* **Given exercise**
Output the lines that follow exactly as they are.

-*-*-

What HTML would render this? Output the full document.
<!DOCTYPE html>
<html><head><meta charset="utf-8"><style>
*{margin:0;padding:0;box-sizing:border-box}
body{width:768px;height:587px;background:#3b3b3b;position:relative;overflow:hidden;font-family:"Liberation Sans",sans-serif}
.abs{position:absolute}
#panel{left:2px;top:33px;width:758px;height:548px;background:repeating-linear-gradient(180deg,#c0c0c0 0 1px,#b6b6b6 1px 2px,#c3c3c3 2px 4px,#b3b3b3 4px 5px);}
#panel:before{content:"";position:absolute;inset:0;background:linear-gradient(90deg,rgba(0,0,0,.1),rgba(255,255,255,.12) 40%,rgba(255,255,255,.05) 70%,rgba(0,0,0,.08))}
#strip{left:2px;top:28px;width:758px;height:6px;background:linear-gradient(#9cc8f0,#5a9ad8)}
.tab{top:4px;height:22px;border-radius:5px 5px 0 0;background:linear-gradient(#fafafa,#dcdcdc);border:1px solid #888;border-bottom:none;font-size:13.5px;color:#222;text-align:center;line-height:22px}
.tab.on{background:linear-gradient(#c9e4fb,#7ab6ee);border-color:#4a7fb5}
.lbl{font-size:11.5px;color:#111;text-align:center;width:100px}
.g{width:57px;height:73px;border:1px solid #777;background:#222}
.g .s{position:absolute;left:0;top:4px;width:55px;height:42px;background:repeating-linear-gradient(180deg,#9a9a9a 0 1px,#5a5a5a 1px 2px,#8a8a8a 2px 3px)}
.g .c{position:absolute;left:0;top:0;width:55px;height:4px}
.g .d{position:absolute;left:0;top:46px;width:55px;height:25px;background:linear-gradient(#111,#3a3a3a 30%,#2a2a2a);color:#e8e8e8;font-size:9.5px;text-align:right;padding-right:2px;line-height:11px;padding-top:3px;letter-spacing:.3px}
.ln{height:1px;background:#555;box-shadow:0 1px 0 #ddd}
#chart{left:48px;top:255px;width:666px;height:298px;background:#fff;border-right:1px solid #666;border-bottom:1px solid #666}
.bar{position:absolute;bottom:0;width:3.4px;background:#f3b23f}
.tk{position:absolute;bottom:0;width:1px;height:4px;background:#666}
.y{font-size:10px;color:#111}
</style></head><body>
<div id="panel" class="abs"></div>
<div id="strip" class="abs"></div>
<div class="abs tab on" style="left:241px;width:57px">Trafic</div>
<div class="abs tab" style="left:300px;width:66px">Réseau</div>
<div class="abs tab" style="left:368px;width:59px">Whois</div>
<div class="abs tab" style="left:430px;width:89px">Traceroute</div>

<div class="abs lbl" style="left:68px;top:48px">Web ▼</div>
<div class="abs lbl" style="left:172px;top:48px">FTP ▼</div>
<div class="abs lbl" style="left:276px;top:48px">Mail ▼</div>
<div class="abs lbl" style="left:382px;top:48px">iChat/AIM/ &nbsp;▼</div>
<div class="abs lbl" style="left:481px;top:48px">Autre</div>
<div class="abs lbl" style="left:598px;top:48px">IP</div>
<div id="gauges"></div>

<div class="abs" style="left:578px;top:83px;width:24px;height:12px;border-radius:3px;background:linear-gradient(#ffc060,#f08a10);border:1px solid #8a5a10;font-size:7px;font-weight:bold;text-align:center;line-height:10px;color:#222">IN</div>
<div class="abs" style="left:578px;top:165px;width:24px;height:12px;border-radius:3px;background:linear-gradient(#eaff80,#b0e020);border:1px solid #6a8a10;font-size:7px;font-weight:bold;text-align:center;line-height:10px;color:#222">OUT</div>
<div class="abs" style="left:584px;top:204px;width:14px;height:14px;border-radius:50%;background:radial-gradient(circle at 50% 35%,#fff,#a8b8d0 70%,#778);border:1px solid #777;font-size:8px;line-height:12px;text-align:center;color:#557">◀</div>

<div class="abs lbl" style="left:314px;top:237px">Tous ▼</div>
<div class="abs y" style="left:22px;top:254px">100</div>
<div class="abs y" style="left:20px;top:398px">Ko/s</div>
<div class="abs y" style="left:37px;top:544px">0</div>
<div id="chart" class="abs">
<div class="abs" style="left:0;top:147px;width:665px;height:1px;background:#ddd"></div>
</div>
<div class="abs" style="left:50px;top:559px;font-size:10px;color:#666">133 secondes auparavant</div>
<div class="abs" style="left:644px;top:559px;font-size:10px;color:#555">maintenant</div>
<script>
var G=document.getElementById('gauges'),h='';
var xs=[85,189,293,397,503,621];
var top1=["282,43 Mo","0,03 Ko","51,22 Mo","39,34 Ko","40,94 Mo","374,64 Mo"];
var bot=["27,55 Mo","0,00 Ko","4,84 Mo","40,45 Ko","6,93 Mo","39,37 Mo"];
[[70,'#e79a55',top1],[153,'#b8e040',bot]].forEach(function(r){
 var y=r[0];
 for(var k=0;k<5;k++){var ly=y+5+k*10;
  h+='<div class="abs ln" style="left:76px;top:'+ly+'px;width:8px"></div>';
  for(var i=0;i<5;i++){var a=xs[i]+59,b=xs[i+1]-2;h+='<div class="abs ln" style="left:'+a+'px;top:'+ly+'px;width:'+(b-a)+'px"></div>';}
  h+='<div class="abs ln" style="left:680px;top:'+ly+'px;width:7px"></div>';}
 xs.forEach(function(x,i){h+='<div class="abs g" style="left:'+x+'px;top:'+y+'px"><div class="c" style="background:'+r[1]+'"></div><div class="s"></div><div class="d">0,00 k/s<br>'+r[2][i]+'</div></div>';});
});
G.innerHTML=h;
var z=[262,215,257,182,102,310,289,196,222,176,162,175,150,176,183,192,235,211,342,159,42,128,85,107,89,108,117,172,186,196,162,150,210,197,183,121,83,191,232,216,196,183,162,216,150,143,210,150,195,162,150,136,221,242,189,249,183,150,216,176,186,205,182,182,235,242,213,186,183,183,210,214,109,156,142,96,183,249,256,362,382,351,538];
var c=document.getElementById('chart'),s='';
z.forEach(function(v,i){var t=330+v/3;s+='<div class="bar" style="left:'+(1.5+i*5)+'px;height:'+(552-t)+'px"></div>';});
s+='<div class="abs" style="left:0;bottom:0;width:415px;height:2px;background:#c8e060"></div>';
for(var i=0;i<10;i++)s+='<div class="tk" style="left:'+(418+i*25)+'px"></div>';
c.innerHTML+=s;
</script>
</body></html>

-*-*-

* **Final result**
What HTML would render this? Output the full document.
<!DOCTYPE html>
<html><head><meta charset="utf-8"><style>
*{margin:0;padding:0;box-sizing:border-box}
body{width:768px;height:587px;background:#3b3b3b;position:relative;overflow:hidden;font-family:"Liberation Sans",sans-serif}
.abs{position:absolute}
#panel{left:2px;top:33px;width:758px;height:548px;background:repeating-linear-gradient(180deg,#c0c0c0 0 1px,#b6b6b6 1px 2px,#c3c3c3 2px 4px,#b3b3b3 4px 5px);}
#panel:before{content:"";position:absolute;inset:0;background:linear-gradient(90deg,rgba(0,0,0,.1),rgba(255,255,255,.12) 40%,rgba(255,255,255,.05) 70%,rgba(0,0,0,.08))}
#strip{left:2px;top:28px;width:758px;height:6px;background:linear-gradient(#9cc8f0,#5a9ad8)}
.tab{top:4px;height:22px;border-radius:5px 5px 0 0;background:linear-gradient(#fafafa,#dcdcdc);border:1px solid #888;border-bottom:none;font-size:13.5px;color:#222;text-align:center;line-height:22px}
.tab.on{background:linear-gradient(#c9e4fb,#7ab6ee);border-color:#4a7fb5}
.lbl{font-size:11.5px;color:#111;text-align:center;width:100px}
.g{width:57px;height:73px;border:1px solid #777;background:#222}
.g .s{position:absolute;left:0;top:4px;width:55px;height:42px;background:repeating-linear-gradient(180deg,#9a9a9a 0 1px,#5a5a5a 1px 2px,#8a8a8a 2px 3px)}
.g .c{position:absolute;left:0;top:0;width:55px;height:4px}
.g .d{position:absolute;left:0;top:46px;width:55px;height:25px;background:linear-gradient(#111,#3a3a3a 30%,#2a2a2a);color:#e8e8e8;font-size:9.5px;text-align:right;padding-right:2px;line-height:11px;padding-top:3px;letter-spacing:.3px}
.ln{height:1px;background:#555;box-shadow:0 1px 0 #ddd}
#chart{left:48px;top:255px;width:666px;height:298px;background:#fff;border-right:1px solid #666;border-bottom:1px solid #666}
.bar{position:absolute;bottom:0;width:3.4px;background:#f3b23f}
.tk{position:absolute;bottom:0;width:1px;height:4px;background:#666}
.y{font-size:10px;color:#111}
</style></head><body>
<div id="panel" class="abs"></div>
<div id="strip" class="abs"></div>
<div class="abs tab on" style="left:241px;width:57px">Trafic</div>
<div class="abs tab" style="left:300px;width:66px">Réseau</div>
<div class="abs tab" style="left:368px;width:59px">Whois</div>
<div class="abs tab" style="left:430px;width:89px">Traceroute</div>

<div class="abs lbl" style="left:68px;top:48px">Web ▼</div>
<div class="abs lbl" style="left:172px;top:48px">FTP ▼</div>
<div class="abs lbl" style="left:276px;top:48px">Mail ▼</div>
<div class="abs lbl" style="left:382px;top:48px">iChat/AIM/ &nbsp;▼</div>
<div class="abs lbl" style="left:481px;top:48px">Autre</div>
<div class="abs lbl" style="left:598px;top:48px">IP</div>
<div id="gauges"></div>

<div class="abs" style="left:578px;top:83px;width:24px;height:12px;border-radius:3px;background:linear-gradient(#ffc060,#f08a10);border:1px solid #8a5a10;font-size:7px;font-weight:bold;text-align:center;line-height:10px;color:#222">IN</div>
<div class="abs" style="left:578px;top:165px;width:24px;height:12px;border-radius:3px;background:linear-gradient(#eaff80,#b0e020);border:1px solid #6a8a10;font-size:7px;font-weight:bold;text-align:center;line-height:10px;color:#222">OUT</div>
<div class="abs" style="left:584px;top:204px;width:14px;height:14px;border-radius:50%;background:radial-gradient(circle at 50% 35%,#fff,#a8b8d0 70%,#778);border:1px solid #777;font-size:8px;line-height:12px;text-align:center;color:#557">◀</div>

<div class="abs lbl" style="left:314px;top:237px">Tous ▼</div>
<div class="abs y" style="left:22px;top:254px">100</div>
<div class="abs y" style="left:20px;top:398px">Ko/s</div>
<div class="abs y" style="left:37px;top:544px">0</div>
<div id="chart" class="abs">
<div class="abs" style="left:0;top:147px;width:665px;height:1px;background:#ddd"></div>
</div>
<div class="abs" style="left:50px;top:559px;font-size:10px;color:#666">133 secondes auparavant</div>
<div class="abs" style="left:644px;top:559px;font-size:10px;color:#555">maintenant</div>
<script>
var G=document.getElementById('gauges'),h='';
var xs=[85,189,293,397,503,621];
var top1=["282,43 Mo","0,03 Ko","51,22 Mo","39,34 Ko","40,94 Mo","374,64 Mo"];
var bot=["27,55 Mo","0,00 Ko","4,84 Mo","40,45 Ko","6,93 Mo","39,37 Mo"];
[[70,'#e79a55',top1],[153,'#b8e040',bot]].forEach(function(r){
 var y=r[0];
 for(var k=0;k<5;k++){var ly=y+5+k*10;
  h+='<div class="abs ln" style="left:76px;top:'+ly+'px;width:8px"></div>';
  for(var i=0;i<5;i++){var a=xs[i]+59,b=xs[i+1]-2;h+='<div class="abs ln" style="left:'+a+'px;top:'+ly+'px;width:'+(b-a)+'px"></div>';}
  h+='<div class="abs ln" style="left:680px;top:'+ly+'px;width:7px"></div>';}
 xs.forEach(function(x,i){h+='<div class="abs g" style="left:'+x+'px;top:'+y+'px"><div class="c" style="background:'+r[1]+'"></div><div class="s"></div><div class="d">0,00 k/s<br>'+r[2][i]+'</div></div>';});
});
G.innerHTML=h;
var z=[262,215,257,182,102,310,289,196,222,176,162,175,150,176,183,192,235,211,342,159,42,128,85,107,89,108,117,172,186,196,162,150,210,197,183,121,83,191,232,216,196,183,162,216,150,143,210,150,195,162,150,136,221,242,189,249,183,150,216,176,186,205,182,182,235,242,213,186,183,183,210,214,109,156,142,96,183,249,256,362,382,351,538];
var c=document.getElementById('chart'),s='';
z.forEach(function(v,i){var t=330+v/3;s+='<div class="bar" style="left:'+(1.5+i*5)+'px;height:'+(552-t)+'px"></div>';});
s+='<div class="abs" style="left:0;bottom:0;width:415px;height:2px;background:#c8e060"></div>';
for(var i=0;i<10;i++)s+='<div class="tk" style="left:'+(418+i*25)+'px"></div>';
c.innerHTML+=s;
</script>
</body></html>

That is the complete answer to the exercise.